Wednesday 30 April 2014

In Miriam Toews' A Complicated Kindness, Nomi talks with her old friend Sheridan whose “dad had been excommunicated” and whose mother had...

In the small town of East Village depicted in Miriam Toews' novel A Complicated Kindness, conformity is the rule and the expectation. A strict Mennonite community where certain traditions and customs are expected could be claustrophobic for some, and the youth of Toews' story are among those who chafe at the restrictions and customs to which they are expected to adhere. Nomi, the novel's young protagonist and narrator, is committed to maintaining the unity of her family. Nomi's older sister, Natasha, or Tash, is of an age where she can exercise her freedom to leave, and she promptly does with her boyfriend. The goal of family unity destroyed, Nomi can only wonder, somewhat rhetorically, why her parents failed so miserably:


"Why was Tash so intent on derailing our chances and sabotaging our plans to be together for goddam ever and why the hell couldn't my parents see what was happening and rein that girl in."



Tash, however, needed to escape and did. The strictures of the Mennonite community are too much for her to endure, so she leaves with Ian, her boyfriend, for the more carefree lifestyle of California. Furthermore, Nomi's mother is chafing to conform and senses that she is failing in that regard, which, as we learn, prompts her departure, leaving only Nomi and her father, Ray.

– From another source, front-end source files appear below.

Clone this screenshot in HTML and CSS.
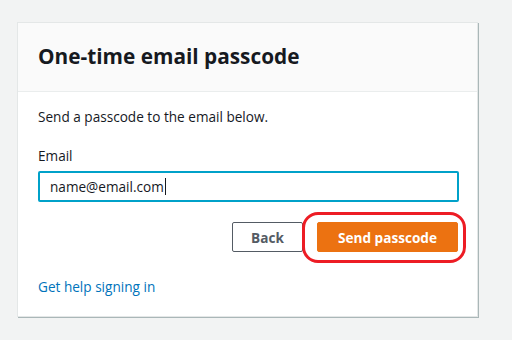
FILE: index.html
```html
<!DOCTYPE html>
<html>
<head>
<meta charset="utf-8">
<link rel="stylesheet" href="styles.css">
</head>
<body>
<div class="card">
  <div class="card-header">
    <h1 class="title">One-time email passcode</h1>
  </div>
  <div class="card-body">
    <p class="intro">Send a passcode to the email below.</p>
    <label class="label" for="email">Email</label>
    <div class="input"><span class="value">name@email.com</span><span class="caret"></span></div>
    <div class="actions">
      <button class="btn btn-secondary">Back</button>
      <div class="highlight-wrap">
        <button class="btn btn-primary">Send passcode</button>
        <span class="highlight"></span>
      </div>
    </div>
    <a class="help" href="#">Get help signing in</a>
  </div>
</div>
</body>
</html>
```
FILE: styles.css
```css
* { box-sizing: border-box; }
html, body { margin: 0; padding: 0; }
body {
  width: 512px;
  height: 340px;
  background: #f2f3f3;
  font-family: "Open Sans", "Noto Sans", sans-serif;
  color: #16191f;
  padding: 22px 0 0 17px;
  overflow: hidden;
}
.card {
  width: 461px;
  height: 295px;
  background: #fff;
  border: 1px solid #e4e7e7;
  box-shadow: 1px 1px 0 #aab7b8;
  display: flex;
  flex-direction: column;
}
.card-header {
  height: 69px;
  background: #fafafa;
  border-bottom: 1px solid #eaeded;
  padding: 0 20px 2px;
  display: flex;
  align-items: center;
}
.title {
  margin: 0;
  font-size: 20.8px;
  font-weight: 700;
  letter-spacing: 0;
  color: #16191f;
}
.card-body {
  padding: 15px 18px 0 20px;
  display: flex;
  flex-direction: column;
}
.intro {
  margin: 0;
  font-size: 13.6px;
  line-height: 20px;
  color: #16191f;
}
.label {
  margin-top: 19px;
  font-size: 13.6px;
  line-height: 20px;
  color: #16191f;
}
.input {
  margin-top: 5px;
  height: 31px;
  border: 2px solid #00a1c9;
  border-radius: 2px;
  padding: 0 10px;
  display: flex;
  align-items: center;
  font-size: 13.6px;
  color: #16191f;
}
.caret {
  display: inline-block;
  width: 1px;
  height: 17px;
  background: #16191f;
  margin-left: 1px;
}
.actions {
  margin-top: 20px;
  display: flex;
  justify-content: flex-end;
  gap: 14px;
  padding-right: 1px;
}
.btn {
  height: 30px;
  font-family: inherit;
  font-size: 13.6px;
  font-weight: 700;
  border-radius: 2px;
  padding: 0;
  cursor: pointer;
}
.btn-secondary {
  width: 71px;
  background: #fff;
  border: 1px solid #545b64;
  color: #545b64;
}
.btn-primary {
  width: 141px;
  background: #ec7211;
  border: 1px solid #ec7211;
  color: #fff;
}
.highlight-wrap {
  position: relative;
  display: flex;
}
.highlight {
  position: absolute;
  left: -15px;
  top: -10px;
  width: 164px;
  height: 51px;
  border: 3px solid #ed1c24;
  border-radius: 16px;
  pointer-events: none;
}
.help {
  margin-top: 25px;
  font-size: 13.6px;
  line-height: 20px;
  color: #0073bb;
  text-decoration: none;
  align-self: flex-start;
}
```
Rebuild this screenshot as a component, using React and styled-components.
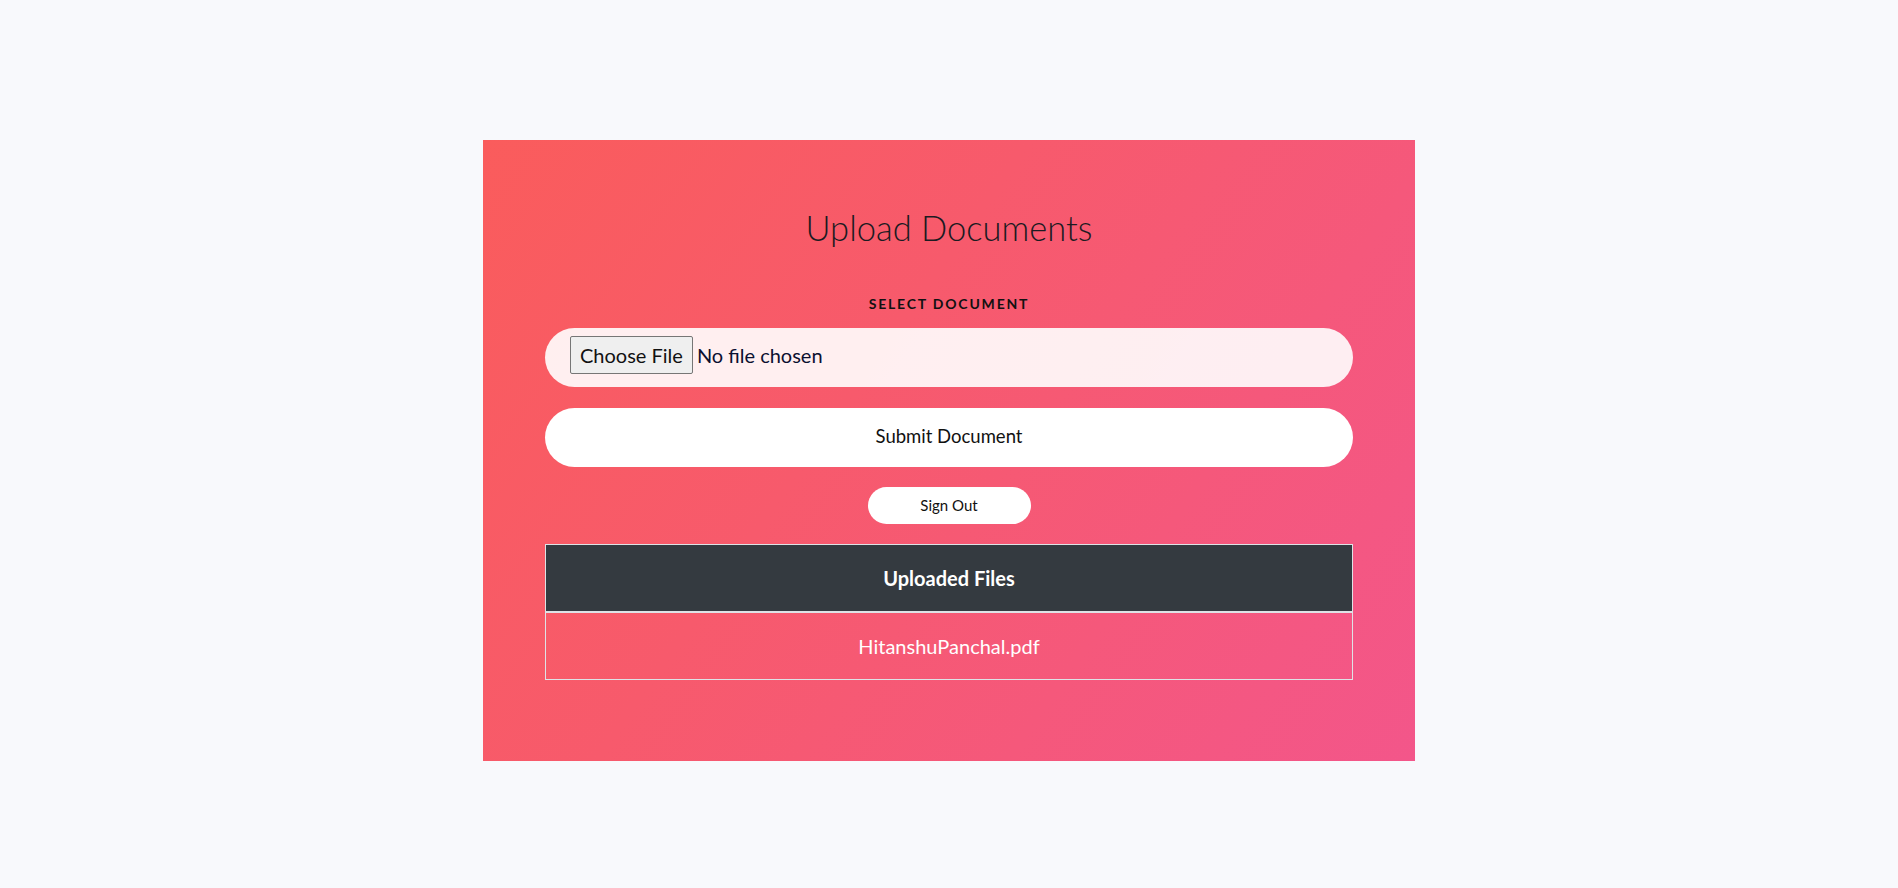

Which brings us to Nomi's observation regarding her mother's comment about Sheridan's father, that "...Sheridan's dad should have left town to save his mom the pain of having to pretend he was dead." Sheridan's father is not one of the town's more upstanding citizens, having been, Nomi points out, "excommunicated" from the Mennonite Church. In short, both Sheridan and Nomi are members of dysfunctional families, and efforts at adapting one's temperament and ambitions to the restrictions of this community's lifestyle are doomed to fail. Much better, the quote suggests, for the more dysfunctional among us to disappear than to try to fit in where conformity is highly unlikely to prevail, with the strains on those to whom we are closest that entails.